As of September 2022 there have been many reports of very slow restore from tape operations. I looked carefully into some of these and they turned out to be opposite extremes.

Case 1: Ray remembers from some years ago that SFA always restores the requested files from a pack one file at a time; therefore to restore N files, requires N separate tar commands. When you want to restore all files from a pack this is very inefficient.
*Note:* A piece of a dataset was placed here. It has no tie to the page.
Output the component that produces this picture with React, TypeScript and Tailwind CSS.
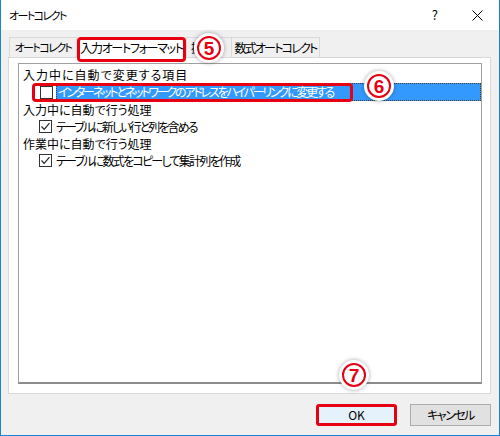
const FONT = "font-['Noto_Sans_CJK_JP','Noto_Sans',sans-serif] [font-feature-settings:'palt']";

const Circled = ({ n, className }: { n: string; className: string }) => (
  <div
    className={`absolute w-[30px] h-[30px] rounded-full bg-white shadow-[0_0_4px_rgba(0,0,0,0.35)] flex items-center justify-center ${className}`}
  >
    <div className="w-[24px] h-[24px] rounded-full border-2 border-[#e60012] flex items-center justify-center text-[#e60012] text-[19px] font-bold leading-none font-['Liberation_Sans',sans-serif]">
      {n}
    </div>
  </div>
);

const CheckBox = ({ checked }: { checked: boolean }) => (
  <div className="w-[13px] h-[13px] border border-[#333] bg-white flex items-center justify-center shrink-0">
    {checked && (
      <svg width="11" height="11" viewBox="0 0 11 11">
        <path d="M1.5 5.5 L4.2 8.3 L9.5 2.2" fill="none" stroke="#222" strokeWidth="1.2" />
      </svg>
    )}
  </div>
);

const App = () => {
  return (
    <div className={`relative w-[500px] h-[436px] flex flex-col border-x border-b border-[#1883d7] bg-[#f0f0f0] text-[12px] text-black whitespace-nowrap ${FONT}`}>
      {/* title bar */}
      <div className="h-[30px] bg-white flex items-center pl-[8px] shrink-0">
        <span className="text-[11px] tracking-[-1.6px]">オートコレクト</span>
        <span className="ml-auto mr-[34px] text-[13px]">?</span>
        <svg className="mr-[16px]" width="11" height="11" viewBox="0 0 11 11">
          <path d="M0.5 0.5 L10.5 10.5 M10.5 0.5 L0.5 10.5" stroke="#000" strokeWidth="1" />
        </svg>
      </div>

      <div className="flex flex-col pl-[7px] pt-[5px]">
        {/* tabs */}
        <div className="flex h-[22px] items-start pl-px">
          <div className="mt-[2px] w-[68px] h-[20px] border border-b-0 border-[#d9d9d9] bg-[#f0f0f0] flex items-center justify-center text-[11px] tracking-[-1.6px]">
            オートコレクト
          </div>
          <div className="relative z-10 mt-[2px] w-[109px] h-[25px] border-[3px] border-[#e60012] rounded-[4px] bg-white flex items-center justify-center pb-[3px] tracking-[-1.3px]">
            入力オートフォーマット
          </div>
          <div className="mt-[2px] w-[45px] h-[20px] border border-b-0 border-r-0 border-[#d9d9d9] bg-[#f0f0f0] flex items-center pl-[4px]">
            操作
          </div>
          <div className="mt-[2px] w-[89px] h-[20px] border border-b-0 border-[#d9d9d9] bg-[#f0f0f0] flex items-center justify-center tracking-[-1.8px]">
            数式オートコレクト
          </div>
        </div>

        {/* panel */}
        <div className="w-[483px] h-[337px] bg-white border border-[#d9d9d9] pt-[5px] pl-[9px]">
          <div className="w-[464px] h-[321px] border border-[#a0a0a0] border-b-2 border-b-[#8c8c8c] pt-[2px] flex flex-col">
            <div className="h-[17px] flex items-center pl-[4px] tracking-[1px]">入力中に自動で変更する項目</div>
            <div className="relative h-[18px] flex items-center pl-[21px]">
              <CheckBox checked={false} />
              <div className="ml-[3px] flex-1 h-[18px] bg-[#3399ff] border border-dotted border-[#4a3a2a] text-white flex items-center pl-[1px] tracking-[-2.2px]">
                インターネットとネットワークのアドレスをハイパーリンクに変更する
              </div>
              <div className="absolute left-[13px] top-0 w-[321px] h-[19px] border-[3px] border-[#e60012] rounded-[4px]" />
            </div>
            <div className="h-[17px] flex items-center pl-[4px]">入力中に自動で行う処理</div>
            <div className="h-[17px] flex items-center pl-[20px] gap-[4px]">
              <CheckBox checked />
              <span className="tracking-[-1.9px]">テーブルに新しい行と列を含める</span>
            </div>
            <div className="h-[17px] flex items-center pl-[4px]">作業中に自動で行う処理</div>
            <div className="h-[17px] flex items-center pl-[20px] gap-[4px]">
              <CheckBox checked />
              <span className="tracking-[-1.75px]">テーブルに数式をコピーして集計列を作成</span>
            </div>
          </div>
        </div>

        {/* buttons */}
        <div className="flex w-[483px] justify-end gap-[13px] pt-[10px]">
          <div className="w-[81px] h-[22px] border-[3px] border-[#e60012] rounded-[3px] bg-[#e5f1fb] flex items-center justify-center">
            OK
          </div>
          <div className="w-[81px] h-[22px] border border-[#adadad] bg-[#e1e1e1] flex items-center justify-center tracking-[-1.5px]">
            キャンセル
          </div>
        </div>
      </div>

      <Circled n="5" className="left-[193px] top-[33px]" />
      <Circled n="6" className="left-[363px] top-[71px]" />
      <Circled n="7" className="left-[338px] top-[360px]" />
    </div>
  );
};

export default App;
Case 2: Roberto presaged the SAM dataset dts.mu2e.EleBeamFlashCat.MDC2020p.art. The prestige took about 18 days. This dataset contained 9700 files each about 22 MB for a total of 210 GB. These were packed into 28 SFA packs that were contiguous files on a single volume. The total size of this dataset is small enough that it should have been possible to copy all 28 SFA packs to temporary disk in a single tape mount and process everything from there. Marc Mengel explained that there is a 1000 file limit when restoring SFA datasets.

Case 3: Fixme: add the discussion of Yuri's case.

Status on 9/23/2020

TDR and CD3 era tapes were written on T10K media

  • Since Sept 28, 2018 at ~11:50 AM writing to LTO8 media
    • 12 TB per volume
    • Recommended minimum file size 1.2 GB
  • Selected files on T10K media are being migrated to LTO8
    • Other files have been
  • SCD has asked us to identify which files on T10K media need to be migrated to LTO8 and which we can allow to expire.

In 10/2020, as part of migration from T10Kc to LTO8 tape formats, Rob deleted about 700TB of datasets, including most of the largest from CD3. google spreadsheet list

As part of the migration, we changed the SFA parameters from max file size of 300MB to 600MB and the target tarball size from 5GB to 8GB.